» Data
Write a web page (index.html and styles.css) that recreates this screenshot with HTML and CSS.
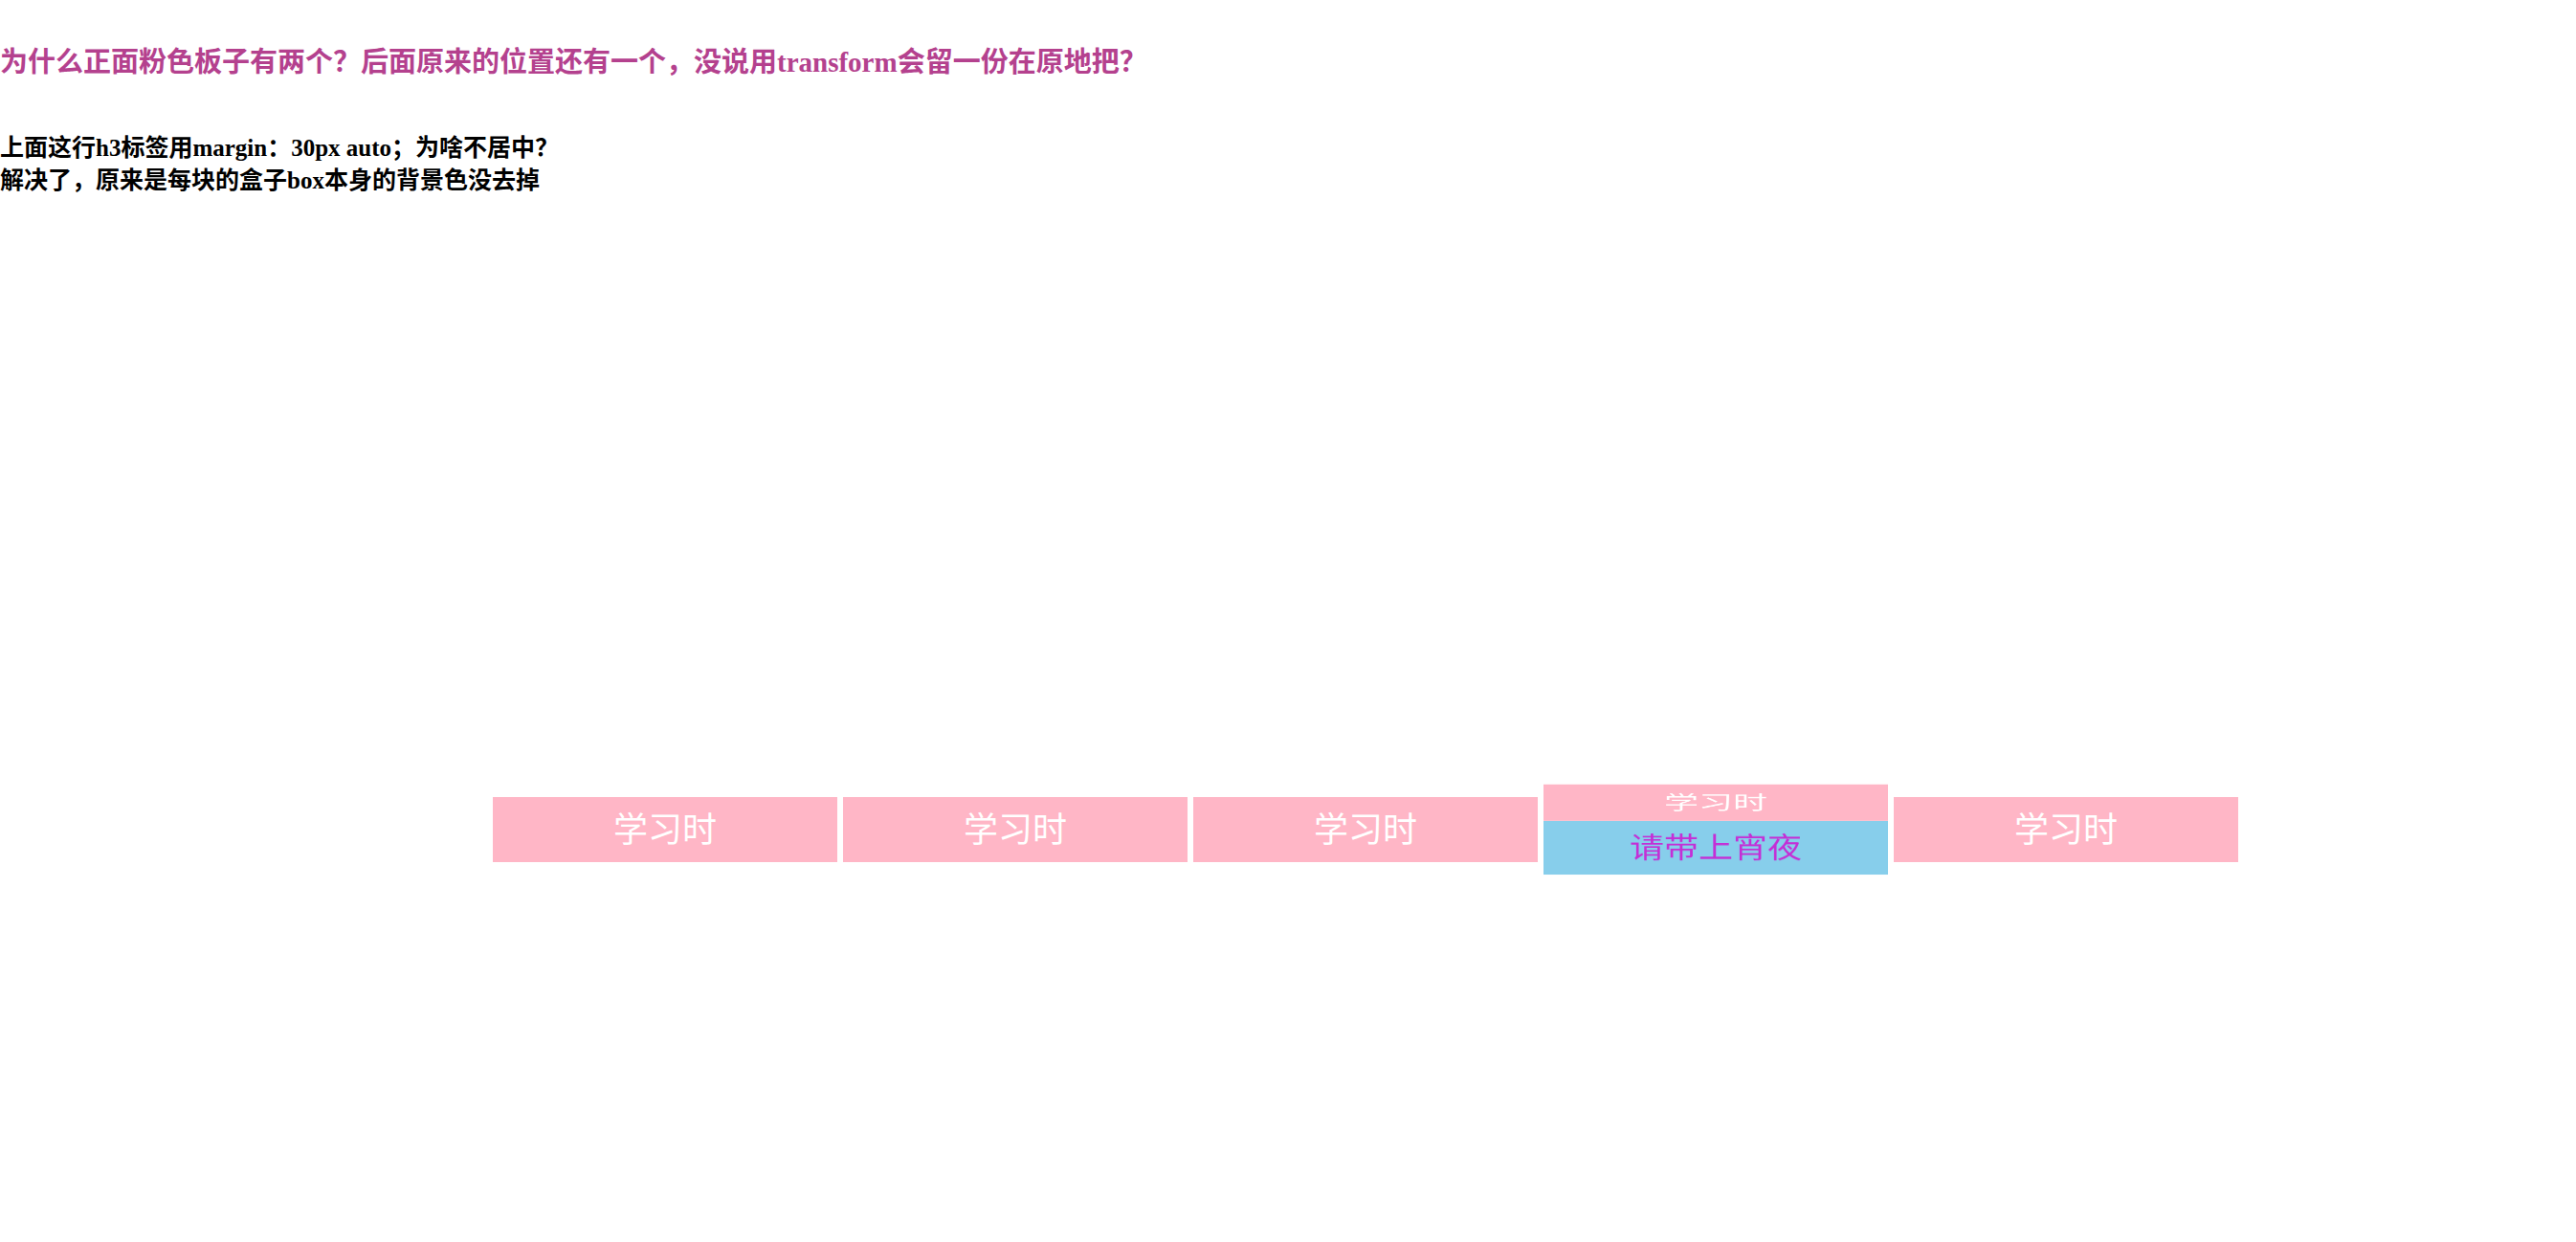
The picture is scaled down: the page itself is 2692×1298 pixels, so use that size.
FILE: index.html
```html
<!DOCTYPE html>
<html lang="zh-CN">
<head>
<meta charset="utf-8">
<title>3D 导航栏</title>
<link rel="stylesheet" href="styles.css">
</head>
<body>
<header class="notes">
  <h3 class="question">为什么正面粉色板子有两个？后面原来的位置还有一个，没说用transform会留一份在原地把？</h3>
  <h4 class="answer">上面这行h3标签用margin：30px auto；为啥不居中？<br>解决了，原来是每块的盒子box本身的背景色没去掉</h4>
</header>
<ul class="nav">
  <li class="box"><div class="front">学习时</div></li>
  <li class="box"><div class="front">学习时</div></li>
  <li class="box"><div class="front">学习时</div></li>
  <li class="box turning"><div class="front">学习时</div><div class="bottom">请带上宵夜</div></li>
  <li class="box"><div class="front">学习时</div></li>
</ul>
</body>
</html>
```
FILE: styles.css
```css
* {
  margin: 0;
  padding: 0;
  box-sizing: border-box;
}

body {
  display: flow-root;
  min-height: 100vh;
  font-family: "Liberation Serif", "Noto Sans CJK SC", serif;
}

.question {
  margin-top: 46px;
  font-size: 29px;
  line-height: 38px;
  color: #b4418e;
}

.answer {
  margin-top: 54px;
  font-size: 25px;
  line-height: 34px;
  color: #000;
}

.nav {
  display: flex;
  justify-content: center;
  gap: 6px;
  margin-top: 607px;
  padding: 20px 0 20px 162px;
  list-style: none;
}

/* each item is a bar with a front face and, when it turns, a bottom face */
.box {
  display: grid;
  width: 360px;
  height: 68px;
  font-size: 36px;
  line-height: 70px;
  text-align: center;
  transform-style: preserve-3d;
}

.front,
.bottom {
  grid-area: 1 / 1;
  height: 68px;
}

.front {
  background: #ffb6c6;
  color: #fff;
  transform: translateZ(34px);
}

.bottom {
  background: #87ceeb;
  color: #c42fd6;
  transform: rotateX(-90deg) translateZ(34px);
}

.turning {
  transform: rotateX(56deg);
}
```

» Prompt
Make an exact copy of the listing above. Do not include the pictures.

» In response
Write a web page (index.html and styles.css) that recreates this screenshot with HTML and CSS.
The picture is scaled down: the page itself is 2692×1298 pixels, so use that size.
FILE: index.html
```html
<!DOCTYPE html>
<html lang="zh-CN">
<head>
<meta charset="utf-8">
<title>3D 导航栏</title>
<link rel="stylesheet" href="styles.css">
</head>
<body>
<header class="notes">
  <h3 class="question">为什么正面粉色板子有两个？后面原来的位置还有一个，没说用transform会留一份在原地把？</h3>
  <h4 class="answer">上面这行h3标签用margin：30px auto；为啥不居中？<br>解决了，原来是每块的盒子box本身的背景色没去掉</h4>
</header>
<ul class="nav">
  <li class="box"><div class="front">学习时</div></li>
  <li class="box"><div class="front">学习时</div></li>
  <li class="box"><div class="front">学习时</div></li>
  <li class="box turning"><div class="front">学习时</div><div class="bottom">请带上宵夜</div></li>
  <li class="box"><div class="front">学习时</div></li>
</ul>
</body>
</html>
```
FILE: styles.css
```css
* {
  margin: 0;
  padding: 0;
  box-sizing: border-box;
}

body {
  display: flow-root;
  min-height: 100vh;
  font-family: "Liberation Serif", "Noto Sans CJK SC", serif;
}

.question {
  margin-top: 46px;
  font-size: 29px;
  line-height: 38px;
  color: #b4418e;
}

.answer {
  margin-top: 54px;
  font-size: 25px;
  line-height: 34px;
  color: #000;
}

.nav {
  display: flex;
  justify-content: center;
  gap: 6px;
  margin-top: 607px;
  padding: 20px 0 20px 162px;
  list-style: none;
}

/* each item is a bar with a front face and, when it turns, a bottom face */
.box {
  display: grid;
  width: 360px;
  height: 68px;
  font-size: 36px;
  line-height: 70px;
  text-align: center;
  transform-style: preserve-3d;
}

.front,
.bottom {
  grid-area: 1 / 1;
  height: 68px;
}

.front {
  background: #ffb6c6;
  color: #fff;
  transform: translateZ(34px);
}

.bottom {
  background: #87ceeb;
  color: #c42fd6;
  transform: rotateX(-90deg) translateZ(34px);
}

.turning {
  transform: rotateX(56deg);
}
```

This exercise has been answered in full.